¿Cuál es la mejor forma de
atenuar una realidad inaceptable? Convertirla en una estadística. De esa manera,
se puede “asumir” un determinado número de muertos, enfermos o desdichados del
tipo que sea, en aras a conservar cierto modo de vida o algunos privilegios, o
se puede considerar como “un avance” la escasez o la disminución de unos casos que
son inadmisibles aunque solo se tratara de la circunstancia de un único
individuo. La trampa consiste en hacer ver que esas cifras no nos van a
alcanzar. Lo estamos comprobando a propósito del coronavirus. Mientras estábamos
hablando de chinos, unos miles de personas no significaban demasiado. Incluso cuando
se trataba de colectivos concretos en los que no nos sentíamos incluidos, como
los ancianos o los pacientes con patologías previas, parecía que se podía obrar
con cierta frivolidad o desentenderse. Pero cuando eso mismo afecta a nuestra
familia, a la gente de nuestro entorno o a nosotros, ¡hay que ver cómo cambia
el cuento!
Cuando la realidad nos cerca y
sentimos su aliento en la nuca, ya no pensamos en el “bien mayor” ni en la
macroeconomía, sino en la tragedia concreta de la persona que conocemos. Por
ejemplo, estoy segura de que la perspectiva del enfermo que agoniza en un
hospital es muy distinta de la del político que habla de “contagio controlado”,
asumiendo las víctimas como un “mal necesario”.
Una enseñanza que nos deja el
Covid19, pero que es aplicable a muchos otros asuntos: la pobreza, la
desigualdad, la situación de quienes por su edad, salud o características no
son “rentables”… Ojalá ahora que nos vemos convertidos nosotros mismos en una
estadística, ya sea de personas con síntomas o asintomáticas, infectados,
hospitalizados, muertos, familiares, trabajadores “regularizados laboralmente”,
autónomos que no llegan a fin de mes o empresarios con problemas de liquidez, seamos
capaces de empatizar con otros seres vulnerables y comprender que no son “tantosporcientos”
ambulantes, sino que sienten y padecen, como nosotros.
Ahora que se han limitado las
posibilidades de gastar, el dinero parece recobrar su verdadera dimensión y,
salvo incorregibles excepciones, todos hemos vuelto a valorar más el tiempo, la
compañía, la solidaridad. Los vecinos, los sanitarios, los empleados del
supermercado, los tenderos, los basureros, los limpiadores, los profesores, los
cuidadores, los miembros de cuerpos de seguridad, los agricultores y ganaderos…
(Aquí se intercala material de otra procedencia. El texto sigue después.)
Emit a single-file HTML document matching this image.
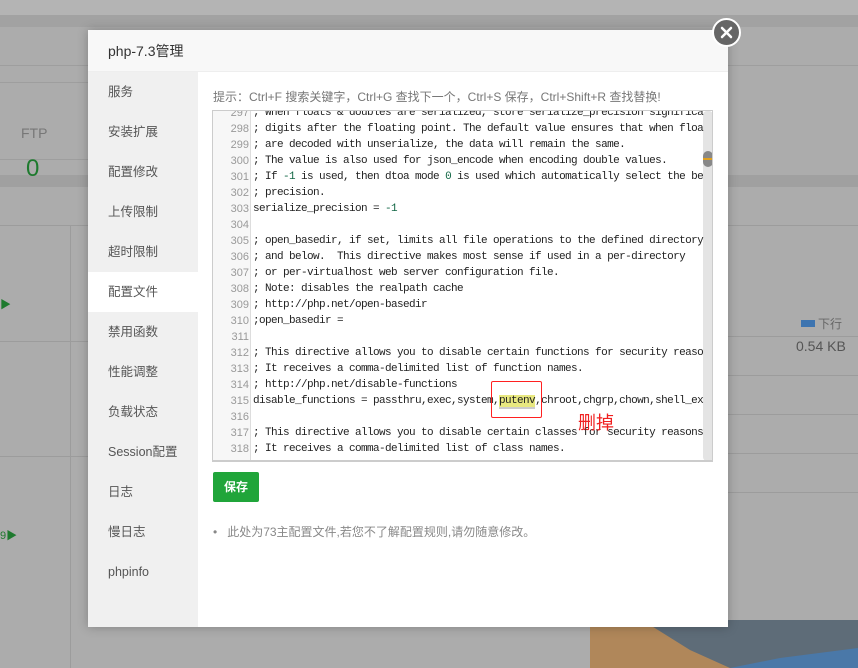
<!DOCTYPE html>
<html><head><meta charset="utf-8"><style>
*{margin:0;padding:0;box-sizing:border-box}
body{width:858px;height:668px;overflow:hidden;background:#acacac;font-family:"Liberation Sans","Noto Sans CJK SC",sans-serif;position:relative}
.abs{position:absolute}
.modal{left:88px;top:30px;width:640px;height:597px;background:#fff;box-shadow:0 0 10px rgba(0,0,0,.25)}
.hdr{left:0;top:0;width:640px;height:42px;background:#f8f8f8;border-bottom:1px solid #eee;font-size:14px;color:#333;line-height:42px;padding-left:20px}
.side{left:0;top:42px;width:110px;height:555px;background:#f0f0f0}
.side div{height:40px;line-height:40px;padding-left:20px;font-size:12.5px;color:#555}
.side div.on{background:#fff}
.tip{left:125px;top:58px;font-size:12px;color:#777}
.ed{left:124px;top:80px;width:501px;height:352px;border:1px solid #ccc;overflow:hidden;background:#fff}
.gut{left:0;top:0;width:38px;height:350px;background:#f7f7f7;border-right:1px solid #ddd}
.ln{position:absolute;left:0;width:36px;text-align:right;font-size:11px;color:#999;font-family:"Liberation Sans",sans-serif}
.cd{position:absolute;left:40px;white-space:pre;font-family:"Liberation Mono",monospace;font-size:11px;letter-spacing:-0.6px;color:#222}
.g{color:#164}
.btn{left:125px;top:442px;width:46px;height:30px;background:#20a53a;border-radius:2px;color:#fff;font-size:12px;font-weight:bold;line-height:30px;text-align:center}
.note{left:125px;top:493px;font-size:12px;color:#888}
.redbox{position:absolute;left:491px;top:381px;width:51px;height:37px;border:1.5px solid #ff2020;border-radius:2px;z-index:5}
</style></head><body>
<div class="abs" style="left:0;top:0;width:858px;height:15px;background:#b4b4b4"></div>
<div class="abs" style="left:0;top:15px;width:858px;height:12px;background:#a2a2a2"></div>
<div class="abs" style="left:0;top:65px;width:858px;height:1px;background:#9e9e9e"></div>
<div class="abs" style="left:0;top:82px;width:88px;height:1px;background:#9e9e9e"></div>
<div class="abs" style="left:0;top:159px;width:88px;height:1px;background:#9e9e9e"></div>
<div class="abs" style="left:0;top:175px;width:858px;height:12px;background:#a0a0a0"></div>
<div class="abs" style="left:0;top:225px;width:858px;height:1px;background:#9c9c9c"></div>
<div class="abs" style="left:0;top:341px;width:88px;height:1px;background:#9c9c9c"></div>
<div class="abs" style="left:0;top:456px;width:88px;height:1px;background:#9c9c9c"></div>
<div class="abs" style="left:70px;top:225px;width:1px;height:443px;background:#9c9c9c"></div>
<div class="abs" style="left:728px;top:336px;width:130px;height:1px;background:#9c9c9c"></div>
<div class="abs" style="left:728px;top:375px;width:130px;height:1px;background:#9c9c9c"></div>
<div class="abs" style="left:728px;top:414px;width:130px;height:1px;background:#9c9c9c"></div>
<div class="abs" style="left:728px;top:453px;width:130px;height:1px;background:#9c9c9c"></div>
<div class="abs" style="left:728px;top:492px;width:130px;height:1px;background:#9c9c9c"></div>
<div class="abs" style="left:21px;top:125px;font-size:14px;color:#777">FTP</div>
<div class="abs" style="left:26px;top:155px;font-size:24px;color:#1e7a2e">0</div>
<div class="abs" style="left:0;top:296px;font-size:11px;color:#1e7a2e">▶</div>
<div class="abs" style="left:0;top:527px;font-size:11px;color:#1e7a2e">9▶</div>
<div class="abs" style="left:801px;top:320px;width:14px;height:7px;background:#3d74b0"></div>
<div class="abs" style="left:818px;top:315px;font-size:12px;color:#666">下行</div>
<div class="abs" style="left:796px;top:338px;font-size:14px;color:#555">0.54 KB</div>
<svg class="abs" style="left:500px;top:620px" width="358" height="48"><rect x="90" y="0" width="268" height="48" fill="#5e6c78"/><path d="M90 7 L150 5 L190 30 L230 48 L90 48Z" fill="#b0875a"/><path d="M230 48 L280 38 L358 28 L358 48Z" fill="#4a78a8"/></svg>
<div class="abs modal">
<div class="abs hdr">php-7.3管理</div>
<div class="abs side">
<div>服务</div><div>安装扩展</div><div>配置修改</div><div>上传限制</div><div>超时限制</div><div class="on">配置文件</div><div>禁用函数</div><div>性能调整</div><div>负载状态</div><div>Session配置</div><div>日志</div><div>慢日志</div><div>phpinfo</div>
</div>
<div class="abs tip">提示：Ctrl+F 搜索关键字，Ctrl+G 查找下一个，Ctrl+S 保存，Ctrl+Shift+R 查找替换!</div>
<div class="abs ed">
<div class="abs gut"></div>
<div class="abs" style="left:490px;top:0;width:10px;height:350px;background:#e4e4e4;border-radius:4px"></div>
<div class="abs" style="left:490px;top:40px;width:10px;height:16px;background:#888;border-radius:5px"></div>
<div class="abs" style="left:490px;top:47px;width:10px;height:2px;background:#e0a020"></div>
<div class="abs" style="left:0;top:349px;width:500px;height:1px;background:#ccc"></div>
<div id="c"></div>
</div>
<div class="abs btn">保存</div>
<div class="abs note">•&nbsp;&nbsp;&nbsp;此处为73主配置文件,若您不了解配置规则,请勿随意修改。</div>
<div class="abs" style="left:490px;top:379px;font-size:18px;color:#f02020">删掉</div>
</div>
<div class="redbox"></div>
<div class="abs" style="left:712px;top:18px;width:29px;height:29px;border-radius:50%;background:#666;border:2px solid #fff"><svg width="25" height="25" style="position:absolute;left:0;top:0"><path d="M8 8L17 17M17 8L8 17" stroke="#fff" stroke-width="2.5" stroke-linecap="round"/></svg></div>
<script>
var L=[
"; When floats & doubles are serialized, store serialize_precision significa",
"; digits after the floating point. The default value ensures that when floa",
"; are decoded with unserialize, the data will remain the same.",
"; The value is also used for json_encode when encoding double values.",
"; If <span class=g>-1</span> is used, then dtoa mode <span class=g>0</span> is used which automatically select the be",
"; precision.",
"serialize_precision = <span class=g>-1</span>",
"",
"; open_basedir, if set, limits all file operations to the defined directory",
"; and below.  This directive makes most sense if used in a per-directory",
"; or per-virtualhost web server configuration file.",
"; Note: disables the realpath cache",
"; http://php.net/open-basedir",
";open_basedir =",
"",
"; This directive allows you to disable certain functions for security reaso",
"; It receives a comma-delimited list of function names.",
"; http://php.net/disable-functions",
"disable_functions = passthru,exec,system,<span style=\"background:#e8e880;border-bottom:2px solid #ccc\">putenv</span>,chroot,chgrp,chown,shell_ex",
"",
"; This directive allows you to disable certain classes for security reasons",
"; It receives a comma-delimited list of class names."];
var h="";for(var i=0;i<L.length;i++){var t=-4+i*16;h+='<div class="ln" style="top:'+t+'px">'+(297+i)+'</div><div class="cd" style="top:'+t+'px">'+L[i]+'</div>';}
document.getElementById("c").innerHTML=h;
</script>
</body></html>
han dejado de ser unos seres “prescindibles” a los que puedo ignorar o unos
“privilegiados” a los debo poner en su sitio, que están ahí para servirme o que
tengo derecho a despreciar o maltratar porque están a sueldo o “los pago con
mis impuestos”. Ya nos sentimos más sensibles respecto a lo necesarios que son
ciertos servicios o al porcentaje del PIB que se emplea en esto o lo otro, y
estamos más dispuestos a contribuir a sufragar los gastos con tal de conservar
las prestaciones.
El famoso lema de “no dejar a
nadie atrás” significa, en último término, ser consciente de que cada ser
humano con el que nos relacionamos tiene un nombre, una historia y una
dignidad. Y que merece ser tratado con la máxima consideración y respeto,
porque es insustituible y valioso, y porque le necesitamos tanto o más de lo que
él o ella precisa de nosotros.
Confío en que no se nos olvide
esta lección en el futuro y que esta crisis nos haya servido para comprender
que, si le va mal al conjunto de la humanidad o incluso a un único ser humano,
también, a nosotros nos afecta. El egoísmo nunca sale rentable porque, como
dice la sabiduría popular, “cuando las barbas de tu vecino veas cortar, pon las
tuyas a remojar”. Mejor trabajar unidos por un mundo mejor para todos, sin
exclusiones. Con o sin Covid, ahora y siempre.
Ana Cristina López Viñuela
Mi deseo es q aprendamos la lección pero no estoy segura d si lo conseguiremos.